Teleportacja kwantowa między różnymi kropkami kwantowymi jest konieczna do funkcjonalnego kwantowego internetu /Fot. Universität Stuttgart

W momencie, gdy foton pojedynczy i foton z pary splątanej interferowały ze sobą, ich stany nakładały się. To nakładanie jest kluczowe: z powodu superpozycji informacji z pierwszego fotonu zostaje “przepisana” na partnera z pary splątanej, mimo że ten fizycznie znajduje się gdzie indziej. Aby eksperyment w ogóle mógł się udać, konieczne było zastosowanie tzw. kwantowych konwerterów częstotliwości – urządzeń, które korygują minimalne różnice w “kolorze” fotonów.
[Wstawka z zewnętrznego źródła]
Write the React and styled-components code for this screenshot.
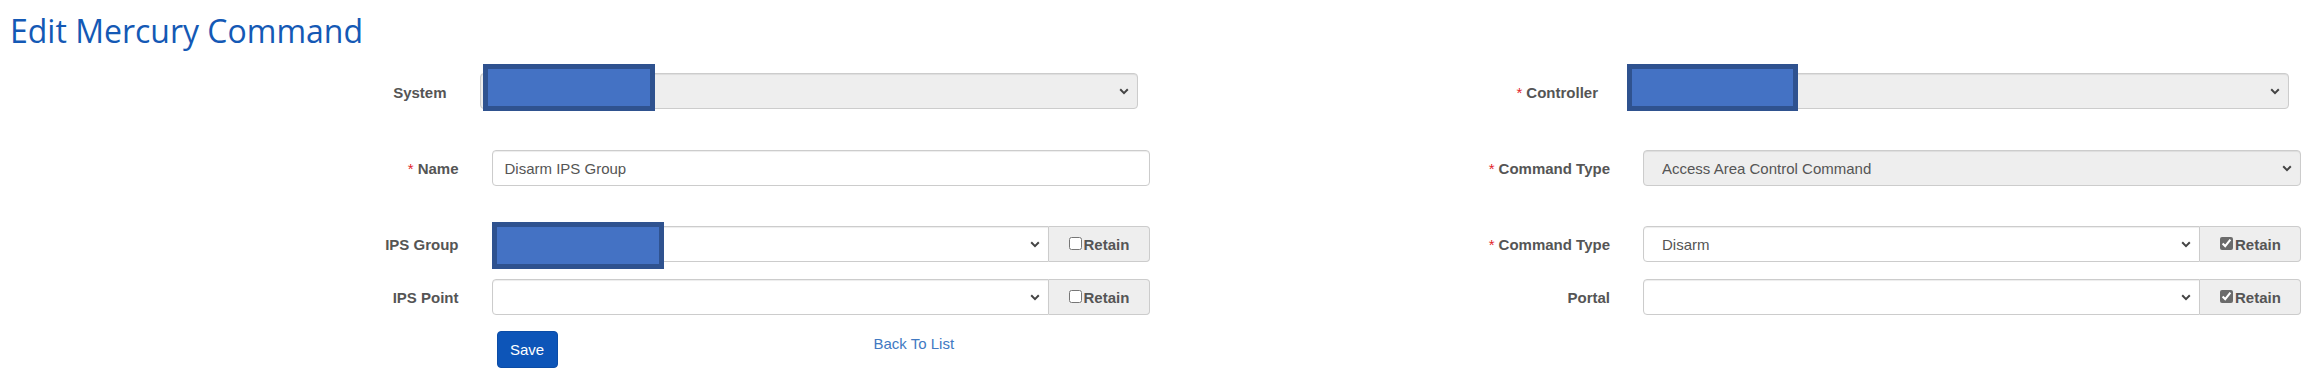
import React from "react";
import styled, { createGlobalStyle } from "styled-components";

const GlobalStyle = createGlobalStyle`
  html, body { margin: 0; padding: 0; background: #fff; }
  body {
    font-family: "Liberation Sans", Arial, sans-serif;
    font-size: 15px;
    color: #555;
  }
  *, *::before, *::after { box-sizing: border-box; }
`;

const Page = styled.div`
  width: 2323px;
  height: 384px;
  overflow: hidden;
  padding-top: 9px;
`;

const Title = styled.h2`
  margin: 0;
  padding-left: 10px;
  font-family: "Open Sans", sans-serif;
  font-weight: 400;
  font-size: 32px;
  line-height: 44px;
  color: #1459b5;
`;

const Form = styled.form`
  display: grid;
  grid-template-columns: 1fr 1fr;
  margin-top: 20px;
`;

const Column = styled.div`
  display: flex;
  flex-direction: column;
`;

const Row = styled.div`
  display: grid;
  grid-template-columns: 1fr 658px;
  column-gap: 33px;
  align-items: center;
  height: 36px;
  margin-top: ${(p) => p.$gap || 0}px;
  padding-right: ${(p) => p.$inset}px;
`;

const ActionRow = styled(Row)`
  align-items: start;
  height: 37px;
`;

const Label = styled.label`
  text-align: right;
  font-weight: 700;
  color: #555;
  white-space: nowrap;
  padding-top: ${(p) => p.$drop || 0}px;
`;

const Required = styled.span`
  color: #e3242b;
  font-weight: 400;
  margin-right: 4px;
`;

const Field = styled.div`
  position: relative;
  display: flex;
  height: 36px;
`;

const SelectWrap = styled.div`
  position: relative;
  flex: 1;
  min-width: 0;
  display: flex;
`;

const Select = styled.select`
  appearance: none;
  -webkit-appearance: none;
  flex: 1;
  min-width: 0;
  height: 36px;
  margin: 0;
  border: 1px solid #ccc;
  border-radius: ${(p) => (p.$attached ? "4px 0 0 4px" : "4px")};
  background: ${(p) => (p.disabled ? "#eee" : "#fff")};
  box-shadow: inset 0 1px 1px rgba(0, 0, 0, 0.075);
  color: #555;
  opacity: 1;
  font: 15px "Liberation Sans", Arial, sans-serif;
  padding: 0 30px 0 18px;
  outline: none;
`;

const Chevron = styled.svg`
  position: absolute;
  right: 9px;
  top: 15px;
  width: 10px;
  height: 7px;
  pointer-events: none;
`;

const TextInput = styled.input`
  width: 100%;
  height: 36px;
  margin: 0;
  border: 1px solid #ccc;
  border-radius: 4px;
  background: #fff;
  box-shadow: inset 0 1px 1px rgba(0, 0, 0, 0.075);
  color: #555;
  font: 15px "Liberation Sans", Arial, sans-serif;
  padding: 0 12px;
  outline: none;
`;

const Addon = styled.label`
  display: flex;
  align-items: center;
  width: 101px;
  height: 36px;
  padding-left: 20px;
  border: 1px solid #ccc;
  border-left: 0;
  border-radius: 0 4px 4px 0;
  background: #eee;
  font-weight: 700;
  color: #555;
`;

const Check = styled.input`
  width: 13px;
  height: 13px;
  margin: 0 2px 2px 0;
  accent-color: #6b6b6b;
`;

const Redaction = styled.div`
  position: absolute;
  left: ${(p) => p.$x}px;
  top: ${(p) => p.$y}px;
  width: ${(p) => p.$w}px;
  height: 47px;
  background: #4472c4;
  border: 5px solid #2f528f;
  z-index: 2;
`;

const Actions = styled.div`
  display: flex;
  align-items: flex-start;
`;

const SaveButton = styled.button`
  width: 61px;
  height: 37px;
  margin: 0 0 0 5px;
  padding: 0;
  background: #0d55b8;
  color: #fff;
  border: 1px solid #0b4ca6;
  border-radius: 4px;
  font: 15px "Liberation Sans", Arial, sans-serif;
`;

const BackLink = styled.a`
  margin-left: 316px;
  padding-top: 3px;
  line-height: 20px;
  color: #4179c2;
  text-decoration: none;
  font-size: 15px;
`;

function ChevronIcon() {
  return (
    <Chevron viewBox="0 0 10 7" aria-hidden="true">
      <path d="M1.2 1.3 L5 5.1 L8.8 1.3" fill="none" stroke="#444" strokeWidth="2" />
    </Chevron>
  );
}

function SelectField({ value, disabled, retain, checked, redact }) {
  return (
    <Field>
      {redact && <Redaction $x={redact.x} $y={redact.y} $w={redact.w} />}
      <SelectWrap>
        <Select disabled={disabled} $attached={retain} defaultValue={value || ""}>
          <option value={value || ""}>{value || ""}</option>
        </Select>
        <ChevronIcon />
      </SelectWrap>
      {retain && (
        <Addon>
          <Check type="checkbox" defaultChecked={checked} />
          Retain
        </Addon>
      )}
    </Field>
  );
}

function FieldLabel({ required, children, drop }) {
  return (
    <Label $drop={drop}>
      {required && <Required>*</Required>}
      {children}
    </Label>
  );
}

export default function App() {
  return (
    <Page>
      <GlobalStyle />
      <Title>Edit Mercury Command</Title>
      <Form onSubmit={(e) => e.preventDefault()}>
        <Column>
          <Row $inset={24}>
            <FieldLabel drop={2}>System</FieldLabel>
            <SelectField disabled redact={{ x: 3, y: -9, w: 172 }} />
          </Row>
          <Row $inset={12} $gap={41}>
            <FieldLabel required>Name</FieldLabel>
            <Field>
              <TextInput type="text" defaultValue="Disarm IPS Group" />
            </Field>
          </Row>
          <Row $inset={12} $gap={40}>
            <FieldLabel drop={1}>IPS Group</FieldLabel>
            <SelectField retain redact={{ x: 0, y: -4, w: 172 }} />
          </Row>
          <Row $inset={12} $gap={17}>
            <FieldLabel drop={1}>IPS Point</FieldLabel>
            <SelectField retain />
          </Row>
          <ActionRow $inset={12} $gap={16}>
            <span />
            <Actions>
              <SaveButton type="submit">Save</SaveButton>
              <BackLink href="#">Back To List</BackLink>
            </Actions>
          </ActionRow>
        </Column>
        <Column>
          <Row $inset={34}>
            <FieldLabel required drop={2}>Controller</FieldLabel>
            <SelectField disabled redact={{ x: -4, y: -9, w: 171 }} />
          </Row>
          <Row $inset={22} $gap={41}>
            <FieldLabel required>Command Type</FieldLabel>
            <SelectField disabled value="Access Area Control Command" />
          </Row>
          <Row $inset={22} $gap={40}>
            <FieldLabel required drop={1}>Command Type</FieldLabel>
            <SelectField retain checked value="Disarm" />
          </Row>
          <Row $inset={22} $gap={17}>
            <FieldLabel drop={1}>Portal</FieldLabel>
            <SelectField retain checked />
          </Row>
        </Column>
      </Form>
    </Page>
  );
}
Główna trudność polegała na tym, że dwa różne źródła światła muszą generować niemal nieodróżnialne fotony. W stuttgarckim eksperymencie odległość między kropkami kwantowymi wynosiła tylko ok. 10 metrów światłowodu. Kluczowe jest jednak to, że wcześniejsze prace tego samego zespołu wykazały zachowanie splątania po transmisji na dystansie aż 36 km przez miasto. To oznacza, że infrastruktura światłowodowa nie jest tu przeszkodą – trzeba “tylko” dopracować źródła światła i stabilność ich parametrów.

Skuteczność teleportacji wynosi obecnie nieco ponad 70 proc. To dużo w skali pierwszej demonstracji, ale wciąż za mało, by budować realne sieci. Strobel podkreśla, że celem jest dalsza poprawa jakości kropek kwantowych poprzez dopracowanie technik półprzewodnikowych.

Wszystko wskazuje na to, że jesteśmy dopiero na początku technologicznego wyścigu. Kwantowe repeatery mają stać się “węzłami” przyszłego internetu – punktami, które pozwolą utrzymać informację kwantową żywą na setkach, a docelowo tysiącach kilometrów. Eksperyment ze Stuttgartu przesuwa poprzeczkę. Pokazuje, że można nie tylko generować identyczne fotony w dwóch odległych miejscach, ale także teleportować między nimi stany kwantowe. To właśnie tego wymaga realna, globalna sieć kwantowa – odporna na podsłuch, integrująca wiele lokalnych źródeł światła i zdolna do pracy na istniejącej infrastrukturze światłowodowej.